Two energy firms hope to build ethanol pipeline
Feb. 20
Two energy companies are hoping to overcome technological hurdles to
construct an ethanol pipeline that would transport the alcohol based fuel
from the Midwest to the East Coast.
Magellan Midstream Partners LP, of Tulsa, Okla., and Buckeye Partners LP, of
Breinigsville, Pa., announced Feb. 19 that they have begun a joint
assessment to determine the feasibility of construcing a dedicated pipeline
that could transport more than 10 million gallons of ethanol per day from
production facilities in Iowa, Illinois, Minnesota and South Dakota to
terminals in Pittsburgh, Philadelphia and New York City.

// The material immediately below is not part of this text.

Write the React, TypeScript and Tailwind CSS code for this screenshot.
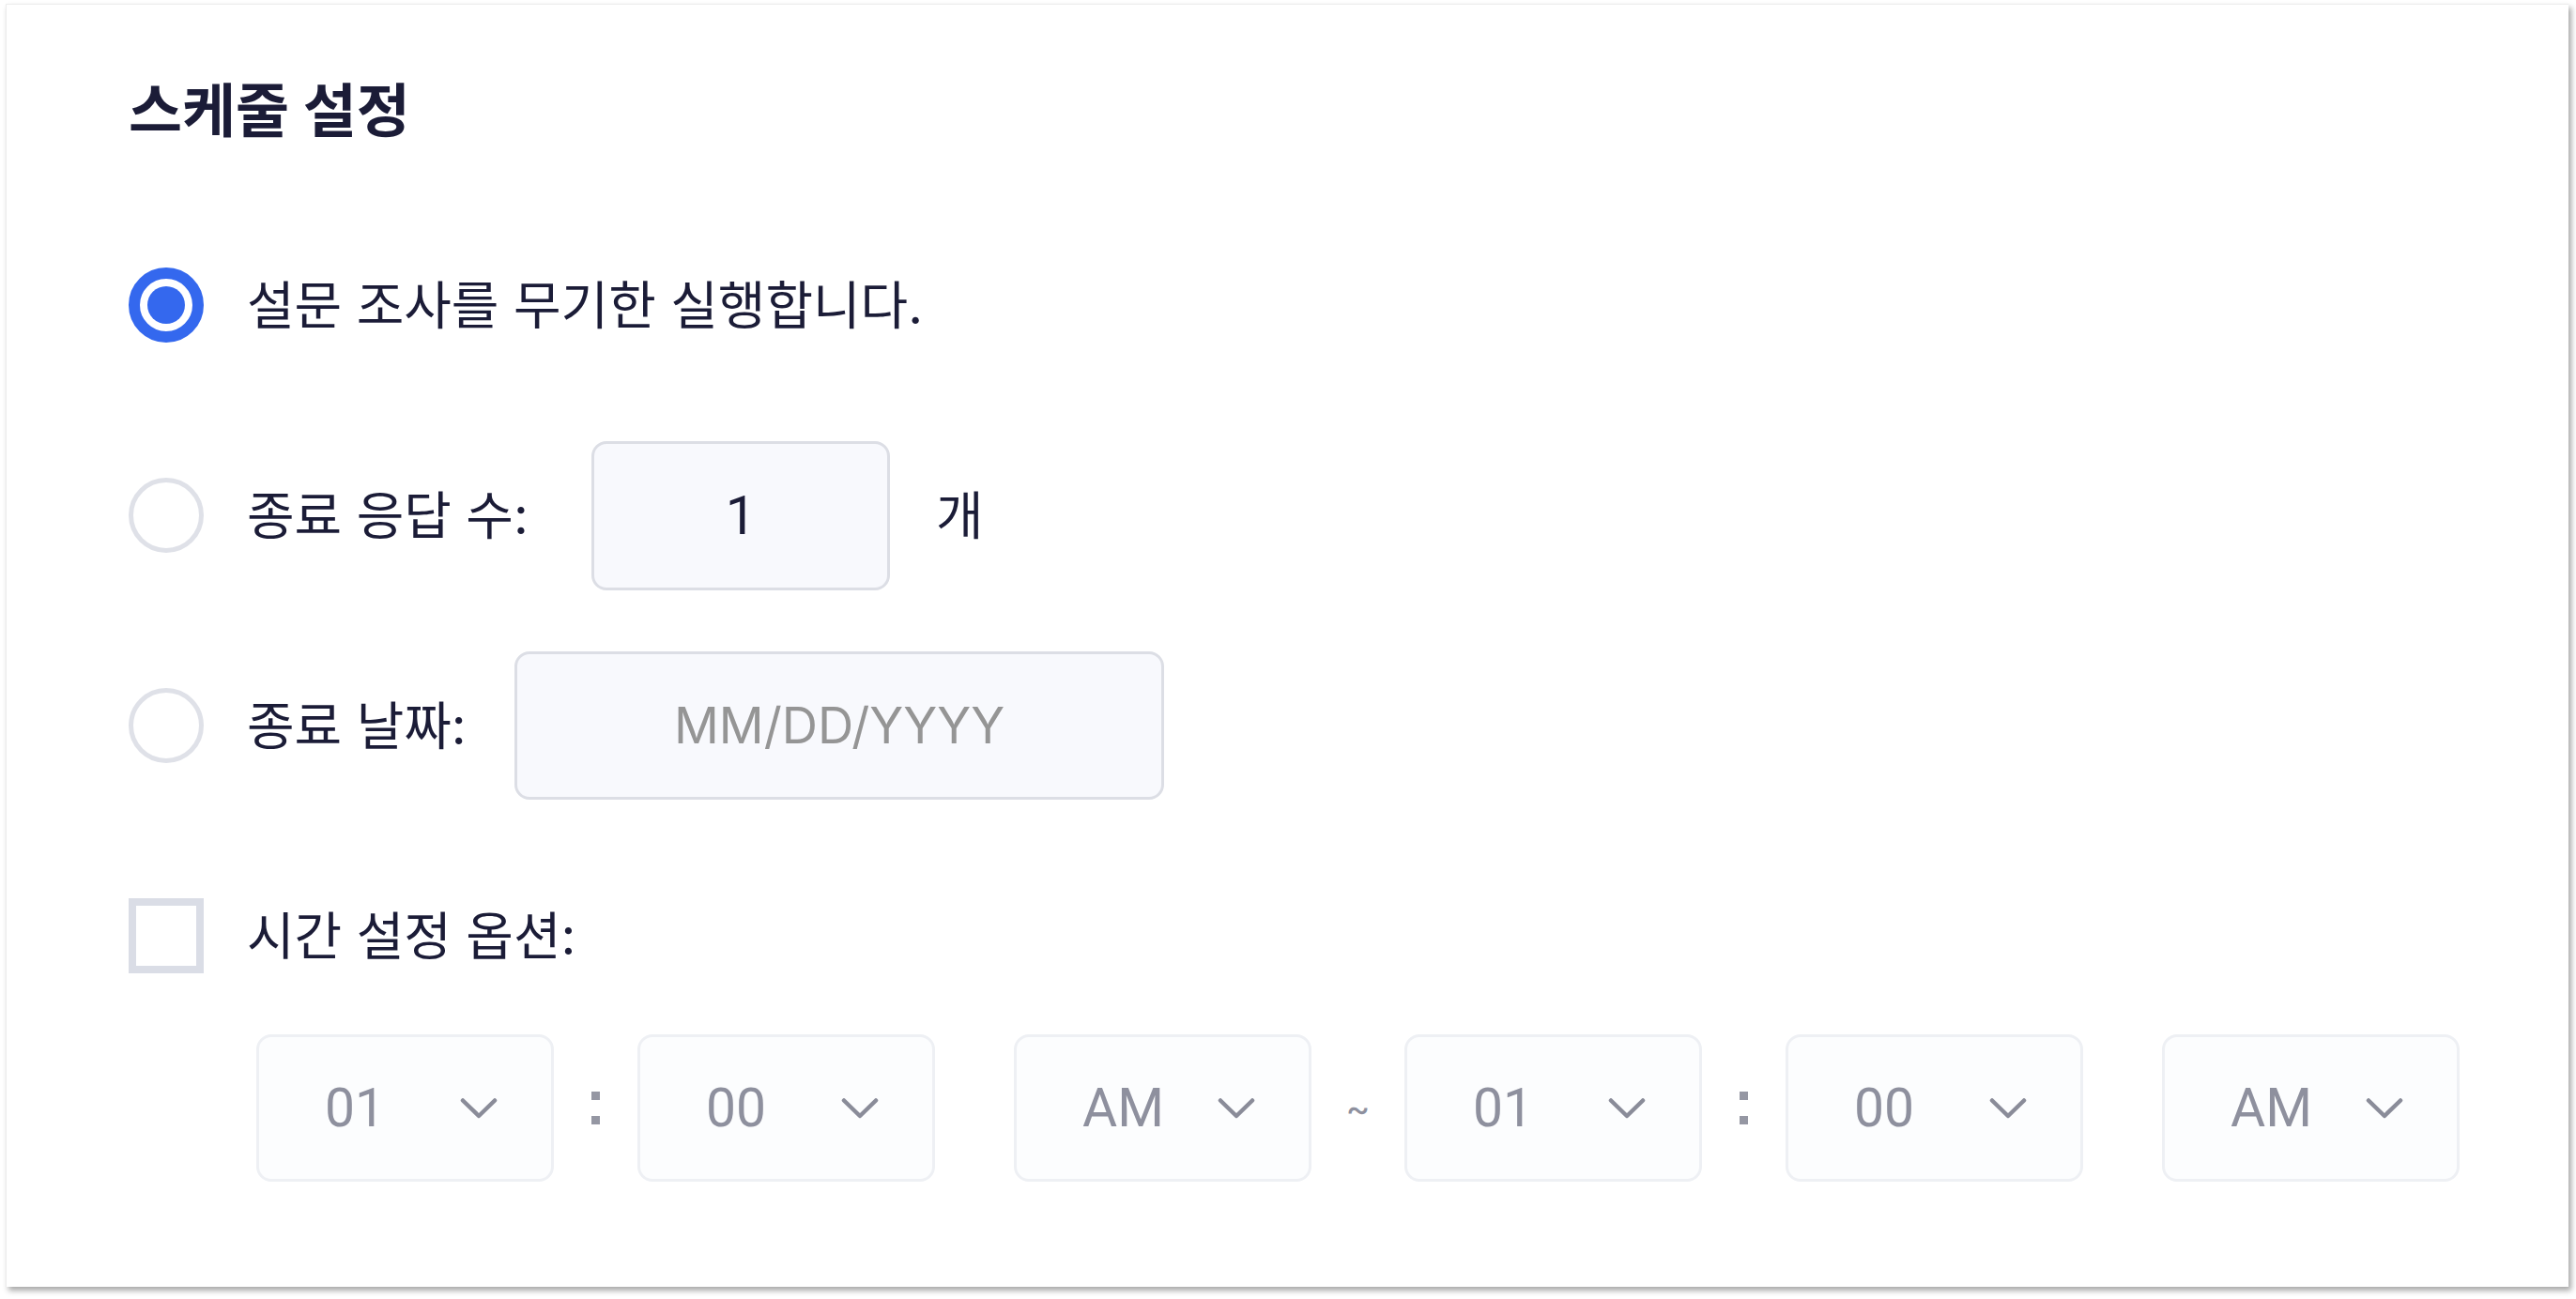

If it proves feasible, the companies estimate the project would cost in
excess of $3 billion, would span 1,700 miles and take several years to
build.
"We believe the proposed pipeline is a unique and innovative solution to
meeting the growing need for renewable fuels in the Northeast," said Don
Wellendorf, Magellan president and CEO. "Pipelines have consistently been
chosen over the years as the safest, most reliable and cost effective method
for moving liquid fuels."
However, today ethanol must be transported by truck or rail because of
problems successfully moving the alcohol-based fuel through pipelines, where
it would tend to absorb moisture in the pipe, damaging the quality of the
fuel.
The feasibility of the pipeline project is dependent upon the successful
outcome of ongoing studies addressing technical and economic issues
associated with transporting ethanol via pipeline, according to the
companies. The technical and feasibility studies should be completed by the
end of 2008, they said.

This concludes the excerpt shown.